#122 Exilic Period

#122 History of Israel: Exilic Period

In this lesson you will study the history of the Jewish Exile. Exile is a term that means “being banned from one’s native country” and this is what happened to the Jewish people for many centuries. At different times and during different eras, the Jewish People were banned from living in Israel and were forced to live in other places. This experience is called the Jewish Exile. Today, Jews are free to live in Israel and most countries and therefore, this is not a period of Jewish exile.

In this lesson, you will learn about three important periods of exile: Babylonian Exile, Roman exile and the Post-Roman Exile (Spanish Inquisition).


In the year 605 BCE, Nebuchadnezzer, the King of Babylonia, sent away all the Israelites that were living in Jerusalem and Israel and were forced to flee to Babylonia. The city of Jerusalem was destroyed and the 75,000 Israelites were forced to flee the city (there are approximately 75,000 people that live south of Canal Street in NYC to give you a sense of the size of population). Five years later, Cyrus the Great captured Jerusalem back from Nebuchadnezzar and the Israelites were allowed to return.
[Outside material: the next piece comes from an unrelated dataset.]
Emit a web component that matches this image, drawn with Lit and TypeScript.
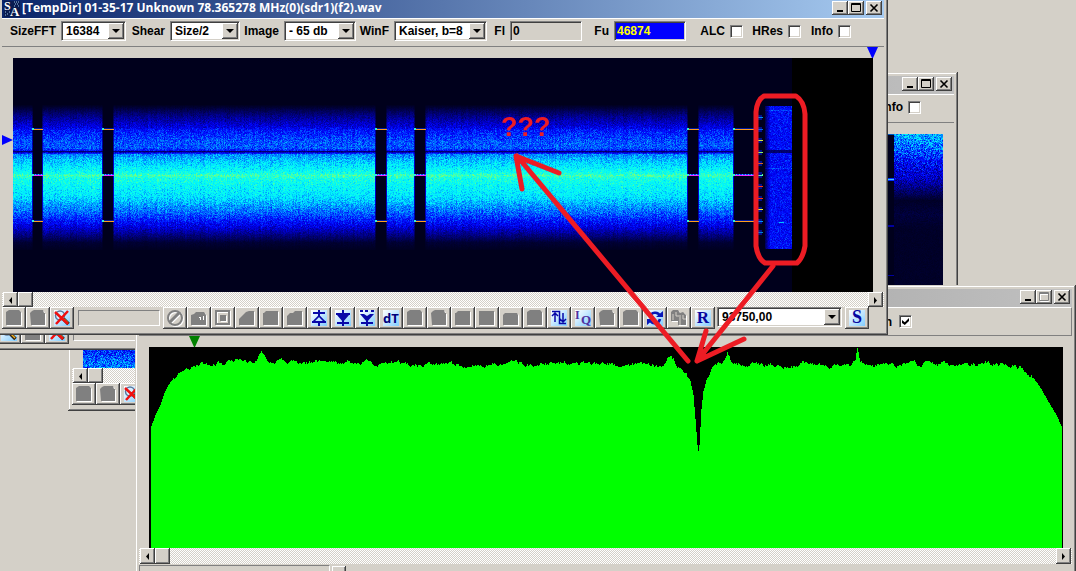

For about 500 years after the Babylonian Exile, the Jewish people lived in Jerusalem. This came to an end in 63 BCE when the Roman Empire led by Ceasar destroyed Jerusalem and once again, the Jews were forced to leave. This time, the Jews fled to Persia and to Egypt and to other lands near the Mediterranean sea.




1000 years after the Roman Exile, the Jewish community lived mostly outside of Israel in two distinct areas. One are was in the Polish Commonwealth (Eastern Europe) and the other was in Spain (Southern Europe). But, again, there was another exile of the Jewish people called the Spanish Inquisition in 1497 when all the Jews were forced to leave Spain.



  1. As you can tell, there were many exiles in Jewish history. What are the three periods discussed in this lesson?
  2. What do you think it is like to have to move from one place to another because of an exile?
  3. If you lived 2000 years ago in Jerusalem and were forced to flee, what would you take with you?
  4. Are there benefits to moving from place to place and starting over?